Since the web is a flaky place, it’s necessary to allow for the possibility that a lock obtained a long time ago was never released. So every request for a lock checks the SetTime field. If the existing record is “too old” it is deleted before the attempt is made to INSERT the record.

This allows a certain amount of interprocess cooperation and communication between my Classic ASP pages with very little effort.

One of the side-effects is that the locks span not only all the processes running on the server, but can be made to span processes running on user devices. A recent use case that surfaced for this capability was the necessity of keeping a user from synchronizing his notes, highlights, or bookmarks from two (or more devices) with the Laridian “cloud” at the same time. The results can be unexpected loss of data on one or both of the devices.

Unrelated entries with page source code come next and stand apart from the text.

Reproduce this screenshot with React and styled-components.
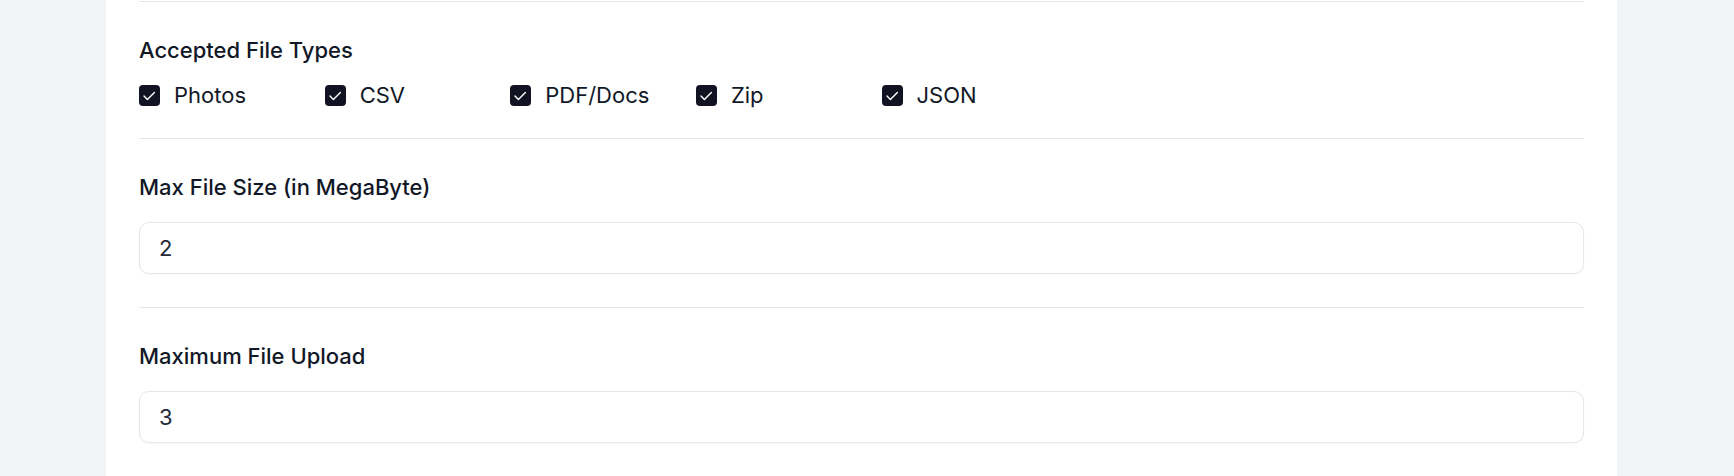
import React from 'react';
import styled, { createGlobalStyle } from 'styled-components';

const GlobalStyle = createGlobalStyle`
  html, body {
    margin: 0;
    padding: 0;
    background: #f3f4f6;
    font-family: Inter, "Noto Sans", sans-serif;
    color: #111827;
  }
`;

const FILE_TYPES = ['Photos', 'CSV', 'PDF/Docs', 'Zip', 'JSON'];

const CheckIcon = () => (
  <svg width="21" height="21" viewBox="0 0 21 21" fill="none">
    <path
      d="M5 11l3.4 3.6L15.4 7.4"
      stroke="#fff"
      strokeWidth="1.4"
      strokeLinecap="round"
      strokeLinejoin="round"
    />
  </svg>
);

const FileTypeOption = ({ label, checked }) => (
  <Option>
    <Box $checked={checked}>{checked && <CheckIcon />}</Box>
    <OptionLabel>{label}</OptionLabel>
  </Option>
);

const NumberField = ({ label, value }) => (
  <Section>
    <FieldLabel>{label}</FieldLabel>
    <Input type="text" defaultValue={value} readOnly />
  </Section>
);

const App = () => (
  <Page>
    <GlobalStyle />
    <Panel>
      <Section>
        <FieldLabel>Accepted File Types</FieldLabel>
        <OptionGrid>
          {FILE_TYPES.map((type) => (
            <FileTypeOption key={type} label={type} checked />
          ))}
        </OptionGrid>
      </Section>
      <NumberField label="Max File Size (in MegaByte)" value="2" />
      <NumberField label="Maximum File Upload" value="3" />
    </Panel>
  </Page>
);

const Page = styled.div`
  min-height: 476px;
  padding-left: 106px;
  display: flex;
  align-items: stretch;
`;

const Panel = styled.div`
  width: 1511px;
  background: #ffffff;
  padding: 1px 33px 0;
  box-sizing: border-box;
  display: flex;
  flex-direction: column;
`;

const Section = styled.div`
  border-top: 1px solid #e5e7eb;
  padding: 33px 0;
  display: flex;
  flex-direction: column;
  gap: 20px;
`;

const FieldLabel = styled.div`
  font-size: 22px;
  line-height: 30px;
  font-weight: 500;
  color: #111827;
`;

const OptionGrid = styled.div`
  display: grid;
  grid-template-columns: repeat(8, 1fr);
  column-gap: 40px;
  margin: -5px 0 -5px;
`;

const Option = styled.label`
  display: flex;
  align-items: center;
  gap: 14px;
  height: 30px;
`;

const Box = styled.span`
  width: 21px;
  height: 21px;
  flex: none;
  border-radius: 4px;
  background: ${({ $checked }) => ($checked ? '#111322' : '#fff')};
  border: ${({ $checked }) => ($checked ? 'none' : '1px solid #d1d5db')};
  display: flex;
  align-items: center;
  justify-content: center;
`;

const OptionLabel = styled.span`
  font-size: 22px;
  line-height: 30px;
  color: #111827;
`;

const Input = styled.input`
  height: 52px;
  box-sizing: border-box;
  width: 100%;
  border: 1px solid #e5e7eb;
  border-radius: 10px;
  padding: 0 19px;
  font-family: Inter, "Noto Sans", sans-serif;
  font-size: 22px;
  color: #1f2937;
  background: #fff;
  box-shadow: 0 1px 2px rgba(0, 0, 0, 0.03);
  outline: none;
`;

export default App;
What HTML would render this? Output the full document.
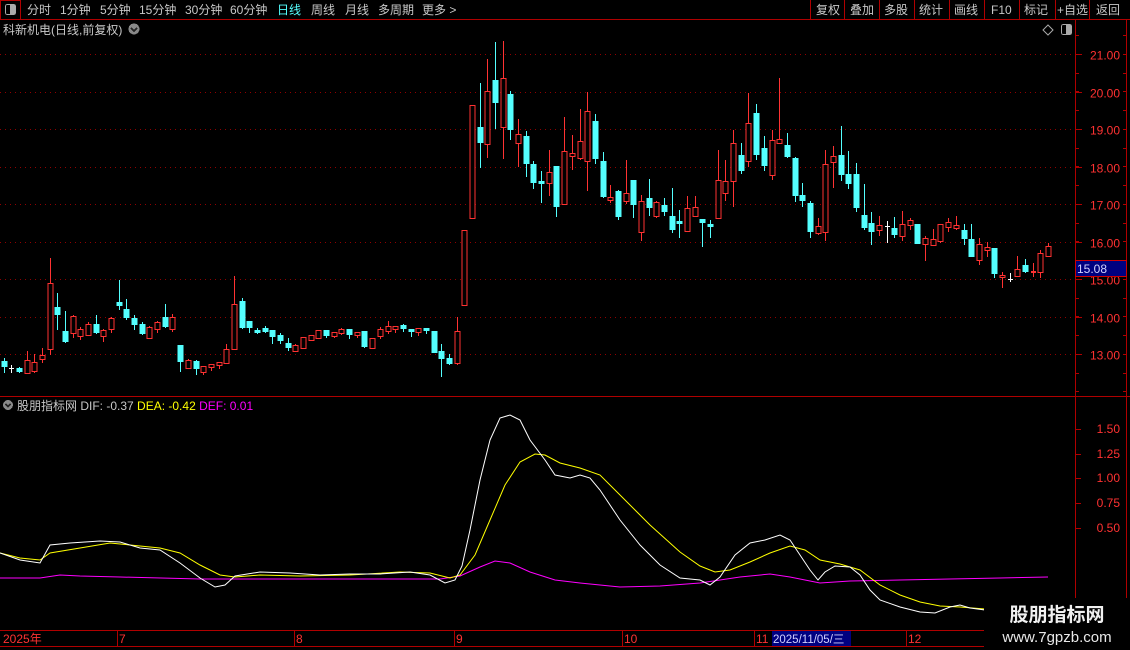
<!DOCTYPE html>
<html><head><meta charset="utf-8">
<style>
html,body{margin:0;padding:0;background:#000;width:1130px;height:650px;overflow:hidden;font-family:"Liberation Sans","Noto Sans CJK SC",sans-serif;}
svg text{font-family:"Liberation Sans","Noto Sans CJK SC",sans-serif;}
</style></head><body>
<svg id="s" width="1130" height="650" viewBox="0 0 1130 650" xmlns="http://www.w3.org/2000/svg" shape-rendering="crispEdges">
<rect width="1130" height="650" fill="#000"/>
<!-- top bar -->
<line x1="0" y1="19.5" x2="1130" y2="19.5" stroke="#b00000"/>
<rect x="0.5" y="0.5" width="20" height="19" fill="none" stroke="#b00000"/>
<rect x="5.5" y="4.5" width="10" height="10" rx="2" fill="none" stroke="#aaa"/>
<rect x="10" y="5" width="5" height="9" fill="#aaa"/>
<g font-size="12" fill="#c8c8c8">
<text x="27" y="14">分时</text><text x="60" y="14">1分钟</text><text x="100" y="14">5分钟</text>
<text x="139" y="14">15分钟</text><text x="185" y="14">30分钟</text><text x="230" y="14">60分钟</text>
<text x="277" y="14" fill="#55ffff">日线</text><text x="311" y="14">周线</text><text x="345" y="14">月线</text>
<text x="378" y="14">多周期</text><text x="422" y="14">更多 &gt;</text>
<text x="816" y="14">复权</text><text x="850" y="14">叠加</text><text x="884" y="14">多股</text>
<text x="919" y="14">统计</text><text x="954" y="14">画线</text><text x="991" y="14">F10</text>
<text x="1024" y="14">标记</text><text x="1057" y="14">+自选</text><text x="1096" y="14">返回</text>
<text x="3" y="34">科新机电(日线,前复权)</text>
</g>
<g stroke="#b00000">
<line x1="810.5" y1="0" x2="810.5" y2="19"/><line x1="844.5" y1="0" x2="844.5" y2="19"/><line x1="879.5" y1="0" x2="879.5" y2="19"/>
<line x1="914.5" y1="0" x2="914.5" y2="19"/><line x1="949.5" y1="0" x2="949.5" y2="19"/><line x1="984.5" y1="0" x2="984.5" y2="19"/>
<line x1="1019.5" y1="0" x2="1019.5" y2="19"/><line x1="1055.5" y1="0" x2="1055.5" y2="19"/><line x1="1089.5" y1="0" x2="1089.5" y2="19"/>
</g>
<circle cx="134" cy="29" r="5.5" fill="#888"/><path d="M131 28 L134 31 L137 28" stroke="#222" fill="none" stroke-width="1.5"/>
<path d="M1048 25 L1053 30 L1048 35 L1043 30 Z" fill="none" stroke="#aaa" shape-rendering="auto"/>
<rect x="1061.5" y="24.5" width="10" height="10" rx="2" fill="none" stroke="#aaa"/><rect x="1066" y="25" width="5" height="9" fill="#aaa"/>
<!-- axes -->
<line x1="1075.5" y1="20" x2="1075.5" y2="630" stroke="#b00000"/>
<line x1="1126.5" y1="20" x2="1126.5" y2="630" stroke="#b00000"/>
<line x1="0" y1="396.5" x2="1130" y2="396.5" stroke="#b00000"/>
<line x1="0" y1="630.5" x2="1130" y2="630.5" stroke="#b00000"/>
<line x1="0" y1="646.5" x2="985" y2="646.5" stroke="#b00000"/>
<g id="grid"></g>
<g id="candles"></g>
<!-- price tag -->
<rect x="1075.5" y="260.5" width="51" height="16" fill="#000080" stroke="#d00000"/>
<text x="1077" y="273" font-size="12" fill="#d0d0ff">15.08</text>
<!-- lower panel -->
<circle cx="8" cy="405" r="5" fill="#888"/><path d="M5.5 404 L8 406.5 L10.5 404" stroke="#222" fill="none" stroke-width="1.5"/>
<text x="17" y="410" font-size="12" fill="#c8c8c8">股朋指标网 <tspan fill="#c8c8c8">DIF: -0.37</tspan> <tspan fill="#ffff00">DEA: -0.42</tspan> <tspan fill="#ff00ff">DEF: 0.01</tspan></text>
<g font-size="12" fill="#ff3232" text-anchor="end">
<text x="1120" y="433">1.50</text><text x="1120" y="458">1.25</text><text x="1120" y="482">1.00</text><text x="1120" y="507">0.75</text><text x="1120" y="532">0.50</text>
</g>
<g stroke="#b00000">
<line x1="1075" y1="429.5" x2="1081" y2="429.5"/><line x1="1075" y1="454.5" x2="1081" y2="454.5"/><line x1="1075" y1="478.5" x2="1081" y2="478.5"/><line x1="1075" y1="503.5" x2="1081" y2="503.5"/><line x1="1075" y1="528.5" x2="1081" y2="528.5"/>
</g>
<g fill="none" stroke-width="1" shape-rendering="auto">
<polyline stroke="#ff00ff" points="0,578 40,578 60,575 80,576 120,577 200,579 300,579 440,579 460,576 480,567 495,561 510,563 530,572 555,580 580,583 620,587 660,586 700,583 740,577 770,574 790,577 820,583 850,581 900,580 1000,578 1048,577"/>
<polyline stroke="#ffff00" points="0,553 20,558 40,560 50,553 80,548 110,543 130,545 160,548 180,553 200,565 220,575 235,577 260,575 300,576 350,575 400,572 430,573 450,578 460,575 475,555 490,520 505,485 520,462 535,454 545,455 560,463 580,468 600,475 620,495 650,525 680,552 700,566 715,572 730,570 750,562 770,553 790,546 805,550 820,560 840,564 860,570 880,585 900,595 920,602 940,606 960,607 985,609"/>
<polyline stroke="#ffffff" points="0,553 20,560 40,563 50,545 70,543 100,541 120,542 140,548 160,550 180,563 200,578 215,587 225,585 235,576 260,572 290,573 320,575 350,574 380,574 410,572 430,575 445,583 455,580 462,566 470,530 480,480 490,440 500,418 510,415 520,420 530,440 545,460 555,475 570,478 580,475 590,478 600,490 620,520 640,545 660,565 680,578 700,580 710,585 720,577 735,555 750,543 765,540 780,535 790,540 800,555 810,570 818,580 825,572 835,566 850,567 860,575 870,590 880,600 900,607 920,612 935,613 950,607 960,605 970,608 985,610"/>
</g>
<!-- date axis -->
<g stroke="#b00000">
<line x1="117.5" y1="630" x2="117.5" y2="646"/><line x1="294.5" y1="630" x2="294.5" y2="646"/><line x1="454.5" y1="630" x2="454.5" y2="646"/>
<line x1="622.5" y1="630" x2="622.5" y2="646"/><line x1="754.5" y1="630" x2="754.5" y2="646"/><line x1="906.5" y1="630" x2="906.5" y2="646"/>
</g>
<g font-size="12" fill="#ff3232">
<text x="3" y="643">2025年</text><text x="119" y="643">7</text><text x="296" y="643">8</text><text x="456" y="643">9</text>
<text x="624" y="643">10</text><text x="756" y="643">11</text><text x="908" y="643">12</text>
</g>
<rect x="772" y="631" width="79" height="15" fill="#000080"/>
<text x="773" y="643" font-size="11.5" fill="#d0d0ff">2025/11/05/三</text>
<!-- watermark -->
<rect x="984" y="598" width="146" height="52" fill="#000"/>
<text x="1057" y="621" font-size="19" font-weight="bold" fill="#f0f0f0" text-anchor="middle">股朋指标网</text>
<text x="1057" y="642" font-size="15" fill="#e8e8e8" text-anchor="middle">www.7gpzb.com</text>
</svg>
<script>
var NS="http://www.w3.org/2000/svg";
function el(p,t,a){var e=document.createElementNS(NS,t);for(var k in a)e.setAttribute(k,a[k]);p.appendChild(e);return e;}
var g=document.getElementById("grid");
var prices=[21,20,19,18,17,16,15,14,13];
prices.forEach(function(p){var y=Math.round(54+(21-p)*37.5)+0.5;
el(g,"line",{x1:0,y1:y,x2:1075,y2:y,stroke:"#900000","stroke-dasharray":"1,4"});
el(g,"line",{x1:1075,y1:y,x2:1082,y2:y,stroke:"#b00000"});
var t=el(g,"text",{x:1120,y:y+5,"font-size":12,fill:"#ff3232","text-anchor":"end"});t.textContent=p.toFixed(2);});
for(var y=35;y<396;y+=18.75){var yy=Math.round(y)+0.5;el(g,"line",{x1:1075,y1:yy,x2:1079,y2:yy,stroke:"#b00000"});el(g,"line",{x1:1123,y1:yy,x2:1126,y2:yy,stroke:"#b00000"});}
var D="c 361 367 358 373|w 368 368 365 373|c 368 372 367 373|r 360 373 351 373|r 362 371 354 373|r 355 359 348 363|r 283 349 258 355|c 307 315 293 330|c 331 342 311 343|r 316 333 315 338|r 329 336 327 340|r 324 335 322 336|c 324 333 315 334|r 330 336 329 342|r 318 329 317 333|c 302 306 280 310|c 309 318 299 320|c 318 325 315 330|c 324 334 322 335|r 327 338 326 339|r 322 329 321 333|c 317 327 304 328|r 317 329 314 332|c 345 362 345 372|r 360 368 359 369|c 361 369 360 375|r 366 372 366 375|r 364 367 364 371|r 362 365 362 369|r 349 363 344 363|r 304 349 276 349|c 301 328 298 329|c 321 328 321 333|c 330 333 328 334|c 328 332 326 333|c 330 337 330 344|c 335 341 333 344|c 343 348 338 351|r 345 351 344 352|r 337 348 337 349|r 335 340 335 340|r 330 338 330 338|c 330 336 330 338|r 332 336 332 338|r 329 333 328 335|c 329 335 329 339|r 332 335 332 338|c 331 347 331 348|r 338 348 338 349|r 329 336 327 339|r 326 331 321 334|r 326 329 326 333|c 325 329 324 332|c 329 332 329 337|r 328 332 328 336|c 328 331 328 334|c 331 353 331 353|c 351 359 344 377|c 358 364 354 365|r 331 363 317 365|r 230 305 230 305|r 105 218 105 218|c 127 143 83 168|r 91 144 59 158|c 80 103 42 129|r 78 127 41 159|c 94 130 91 140|r 134 143 119 167|c 136 164 131 177|c 164 183 161 189|c 181 184 171 203|r 172 183 150 196|c 166 207 166 217|r 151 204 117 204|r 153 156 135 170|r 141 158 109 160|r 111 161 92 191|c 121 159 114 164|c 161 197 152 198|r 197 200 185 203|c 191 217 190 220|r 193 201 160 204|c 180 205 180 218|r 201 232 195 241|c 198 208 179 216|r 202 216 201 218|c 205 212 198 216|c 216 230 188 233|c 221 224 210 238|r 208 231 196 231|r 207 216 196 217|c 219 223 219 247|c 224 227 220 238|r 180 218 150 218|r 181 193 160 201|r 143 181 130 207|c 155 171 143 174|r 123 161 93 167|c 113 155 104 160|c 148 166 136 171|r 140 175 130 180|r 139 143 78 143|c 145 157 133 158|c 158 196 157 202|c 195 201 183 207|c 203 232 201 238|r 226 233 218 235|r 164 232 150 241|r 156 162 146 188|c 155 175 126 181|c 174 184 151 189|c 174 208 163 212|c 215 228 184 230|c 223 232 212 245|r 225 230 216 236|w 226 227 221 243|c 228 235 217 238|r 224 236 211 241|r 220 225 218 230|c 224 244 224 244|r 238 244 236 261|r 239 245 229 246|r 224 241 224 243|r 222 227 218 232|r 225 228 216 230|c 230 239 224 245|c 239 257 224 257|r 244 260 238 265|r 247 250 242 257|c 248 274 248 278|r 275 277 272 288|w 279 279 273 282|r 269 276 256 277|c 265 272 259 273|r 271 272 263 277|r 253 272 250 278|r 246 256 243 257";
var cg=document.getElementById("candles");
D.split("|").forEach(function(s,i){var a=s.split(" "),t=a[0],top=+a[1],bot=+a[2],hi=+a[3],lo=+a[4];
var cx=Math.round(3.5+i*7.68);var col=t=="r"?"#ff3232":(t=="c"?"#54ffff":"#ffffff");
el(cg,"line",{x1:cx+0.5,y1:hi,x2:cx+0.5,y2:lo,stroke:col});
if(t=="w"){el(cg,"line",{x1:cx-2,y1:top+0.5,x2:cx+3,y2:top+0.5,stroke:col});return;}
if(bot-top<2){el(cg,"rect",{x:cx-2,y:top,width:5,height:2,fill:col});return;}
if(t=="r"){el(cg,"rect",{x:cx-2,y:top+0.5,width:5,height:bot-top,fill:"#000",stroke:col});}
else{el(cg,"rect",{x:cx-2.5,y:top,width:6,height:bot-top,fill:col});}
});
</script>
</body></html>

The solution to this potential problem was for the synchronization process to request a lock that contains both the name of the table being synchronized and the customer ID. That way, many customers can synchronize, say, Bible bookmarks at the same time, but any one user can only synchronize one device at a time. This is a little more complicated than it seems, since PocketBible for Windows and PocketBible for iOS each have their own synchronization script on the server, while our newer clients (PocketBible for Android, Windows RT, and Windows Phone) use our new TCP-based synchronization server. The scripts for the older clients are written in Classic ASP and are invoked through HTTP POST operations from the client, while the new TCP server is written in C# and runs as a Windows Service. All have access to the same SQL Server database, and all implement the same locking strategy, which is working well.

In addition, during the debug process the TCP server runs on my local machine and connects via VPN to SQL Server. I can use and test the locking mechanism in this way before it goes live.

The combination of a very simple implementation using technology (SQL Server) that is well-known and well-tested, and the ability to implement locking across platforms makes this an interesting and (I would argue) elegant solution to a large number of problems.